O banimento máximo da Federação Polonesa de Xadrez por infrações durante torneios abertos é de três anos, mas dois para menores; portanto, Waszczuk foi banida por dois anos. Se ela tivesse sido pega no Campeonato Polonês Feminino, um evento de maior importância, a punição provavelmente teria sido maior, podendo chegar a dez anos.
Apelação
Mariusz Waszczuk, o pai da jogadora, recorreu da decisão da comissão. Em entrevista à Onet, ele afirma:
"Houve uma caça à minha filha. Um ódio terrível contra ela. Estamos sofrendo muito. As pessoas nos veem como trapaceiros, e não é o caso. Não há evidências disso. Este caso é uma conspiração de dois rivais diretos de Patrycja."
Segundo o pai, Patrycja nunca admitiu ter um segundo celular com ela. Ele também afirma que o segundo dispositivo encontrado em Ustron era um carregador portátil.
O Sr. Waszczuk, que contratou um advogado, sugere que erros de procedimento foram cometidos pela Federação Polonesa de Xadrez. Ele afirma que eles não tiveram acesso adequado à documentação e aos arquivos do caso. Ele também questiona as ações do presidente da Comissão de Ética e Disciplina, que teria falado sobre o caso em andamento no Facebook.
A Federação Polonesa de Xadrez agora tem três meses para resolver o caso, que pode acabar no tribunal.

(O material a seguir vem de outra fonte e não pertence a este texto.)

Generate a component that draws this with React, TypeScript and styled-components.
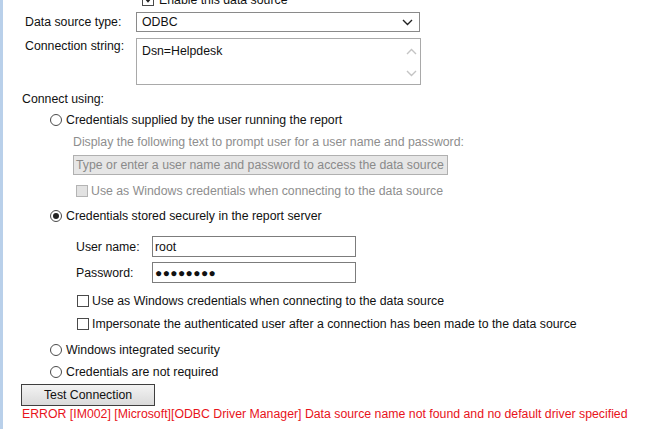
import React from "react";
import styled, { createGlobalStyle } from "styled-components";

const Global = createGlobalStyle`
  html, body { margin: 0; padding: 0; background: #ffffff; }
  body { font-family: "Liberation Sans", Arial, sans-serif; font-size: 12.3px; color: #111; overflow: hidden; }
`;

const Page = styled.div`
  width: 656px;
  height: 429px;
  border-left: 3px solid #b9d0ea;
  box-sizing: border-box;
  display: flex;
  flex-direction: column;
  overflow: hidden;
`;

const Row = styled.div<{ $mt: number; $indent: number; $h?: number }>`
  display: flex;
  align-items: center;
  margin-top: ${(p) => p.$mt}px;
  padding-left: ${(p) => p.$indent}px;
  height: ${(p) => (p.$h ? `${p.$h}px` : "14px")};
  flex-shrink: 0;
  white-space: nowrap;
`;

const FieldRow = styled.div<{ $mt: number; $align?: string }>`
  display: grid;
  grid-template-columns: 111px 285px;
  align-items: ${(p) => p.$align || "center"};
  margin-top: ${(p) => p.$mt}px;
  padding-left: 22px;
  flex-shrink: 0;
`;

const FieldLabel = styled.span<{ $pt?: number }>`
  padding-top: ${(p) => p.$pt || 0}px;
  line-height: 14px;
`;

const Select = styled.div`
  height: 20px;
  box-sizing: border-box;
  width: 284px;
  border: 1px solid #8a8a8a;
  display: flex;
  align-items: center;
  justify-content: space-between;
  padding: 0 6px 0 5px;
  background: #fff;
`;

const TextArea = styled.div`
  height: 47px;
  width: 285px;
  box-sizing: border-box;
  border: 1px solid #a9a9a9;
  display: flex;
  background: #fff;
`;

const TextAreaBody = styled.div`
  flex: 1;
  padding: 5px 0 0 5px;
`;

const ScrollTrack = styled.div`
  width: 17px;
  display: flex;
  flex-direction: column;
  justify-content: space-between;
  align-items: center;
  padding: 9px 0 7px;
`;

const Radio = styled.span<{ $checked?: boolean }>`
  width: 12px;
  height: 12px;
  box-sizing: border-box;
  border: 1px solid #4a4a4a;
  border-radius: 50%;
  background: #fff;
  display: inline-flex;
  align-items: center;
  justify-content: center;
  margin-right: 4px;
  flex-shrink: 0;
  &::after {
    content: "";
    display: ${(p) => (p.$checked ? "block" : "none")};
    width: 6px;
    height: 6px;
    border-radius: 50%;
    background: #222;
  }
`;

const Check = styled.span<{ $disabled?: boolean; $checked?: boolean }>`
  width: 12px;
  height: 12px;
  box-sizing: border-box;
  border: 1px solid ${(p) => (p.$disabled ? "#b4b4b4" : "#4a4a4a")};
  background: ${(p) => (p.$disabled ? "#e2e2e2" : "#fff")};
  margin-right: 3px;
  flex-shrink: 0;
  display: inline-flex;
  align-items: center;
  justify-content: center;
`;

const Muted = styled.span`
  color: #8e8e8e;
`;

const DisabledInput = styled.div`
  width: 375px;
  height: 20px;
  box-sizing: border-box;
  border: 1px solid #b0b0b0;
  background: #e6e6e6;
  color: #8a8a8a;
  display: flex;
  align-items: center;
  padding-left: 2px;
  overflow: hidden;
`;

const CredGrid = styled.div<{ $mt: number }>`
  display: grid;
  grid-template-columns: 76px 204px;
  align-items: center;
  margin-top: ${(p) => p.$mt}px;
  padding-left: 73px;
  flex-shrink: 0;
`;

const TextInput = styled.div`
  height: 21px;
  box-sizing: border-box;
  border: 1px solid #7c7c7c;
  background: #fff;
  display: flex;
  align-items: center;
  padding-left: 2px;
`;

const Dots = styled.span`
  font-size: 12px;
  letter-spacing: 0.4px;
`;

const Button = styled.button`
  margin-top: 5px;
  margin-left: 18px;
  width: 134px;
  height: 22px;
  box-sizing: border-box;
  border: 1px solid #3f3f3f;
  background: linear-gradient(#f3f3f3, #dadada);
  font-family: "Liberation Sans", Arial, sans-serif;
  font-size: 12.3px;
  color: #111;
  padding: 0;
  flex-shrink: 0;
`;

const ErrorText = styled.div`
  margin-top: 1px;
  padding-left: 19px;
  color: #e8131b;
  height: 14px;
  line-height: 14px;
  white-space: nowrap;
  flex-shrink: 0;
`;

const Chevron = ({ color, up }: { color: string; up?: boolean }) => (
  <svg width="11" height="7" viewBox="0 0 11 7">
    <path
      d={up ? "M1 6 L5.5 1.5 L10 6" : "M1 1 L5.5 5.5 L10 1"}
      fill="none"
      stroke={color}
      strokeWidth="1.4"
    />
  </svg>
);

export default function App() {
  return (
    <>
      <Global />
      <Page>
        <Row $mt={-6} $indent={139} $h={12}>
          <Check $checked>
            <svg width="8" height="6" viewBox="0 0 8 6">
              <path d="M1 1 L4 4.5 L7 1" fill="none" stroke="#222" strokeWidth="1.5" />
            </svg>
          </Check>
          <span style={{ marginLeft: 2 }}>Enable this data source</span>
        </Row>

        <FieldRow $mt={6}>
          <FieldLabel>Data source type:</FieldLabel>
          <Select>
            <span>ODBC</span>
            <Chevron color="#222" />
          </Select>
        </FieldRow>

        <FieldRow $mt={6} $align="start">
          <FieldLabel $pt={1}>Connection string:</FieldLabel>
          <TextArea>
            <TextAreaBody>Dsn=Helpdesk</TextAreaBody>
            <ScrollTrack>
              <Chevron color="#c4c4c4" up />
              <Chevron color="#c4c4c4" />
            </ScrollTrack>
          </TextArea>
        </FieldRow>

        <Row $mt={7} $indent={19}>Connect using:</Row>

        <Row $mt={7} $indent={47}>
          <Radio />
          Credentials supplied by the user running the report
        </Row>
        <Row $mt={8} $indent={70}>
          <Muted>Display the following text to prompt user for a user name and password:</Muted>
        </Row>
        <Row $mt={6} $indent={70} $h={20}>
          <DisabledInput>Type or enter a user name and password to access the data source</DisabledInput>
        </Row>
        <Row $mt={9} $indent={73}>
          <Check $disabled />
          <Muted>Use as Windows credentials when connecting to the data source</Muted>
        </Row>

        <Row $mt={11} $indent={47}>
          <Radio $checked />
          Credentials stored securely in the report server
        </Row>

        <CredGrid $mt={13}>
          <span>User name:</span>
          <TextInput>root</TextInput>
        </CredGrid>
        <CredGrid $mt={5}>
          <span>Password:</span>
          <TextInput>
            <Dots>●●●●●●●●</Dots>
          </TextInput>
        </CredGrid>

        <Row $mt={11} $indent={74}>
          <Check />
          Use as Windows credentials when connecting to the data source
        </Row>
        <Row $mt={9} $indent={74}>
          <Check />
          Impersonate the authenticated user after a connection has been made to the data source
        </Row>

        <Row $mt={12} $indent={47}>
          <Radio />
          Windows integrated security
        </Row>
        <Row $mt={8} $indent={47}>
          <Radio />
          Credentials are not required
        </Row>

        <Button>Test Connection</Button>
        <ErrorText>
          ERROR [IM002] [Microsoft][ODBC Driver Manager] Data source name not found and no default driver specified
        </ErrorText>
      </Page>
    </>
  );
}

Uma das questões a serem resolvidas é como Dwilewicz poderá provar que Waszczuk foi pega em flagrante, se houver apenas um depoimento de uma testemunha.
O Chess.com não conseguiu entrar em contato com nenhum representante da Federação Polonesa para esclarecer um pouco mais sobre este assunto. Em declarações à Onet, o presidente da federação, Radoslaw Jedunak, disse: "Este tipo de fraude é muito difícil de detectar. Afinal, é difícil dizer o que alguém estaria fazendo no banheiro. No entanto, se alguém vai ao banheiro várias vezes durante uma partida e derrota um dos melhores jogadores, e depois derrota outro adversário forte, isso dá o que pensar."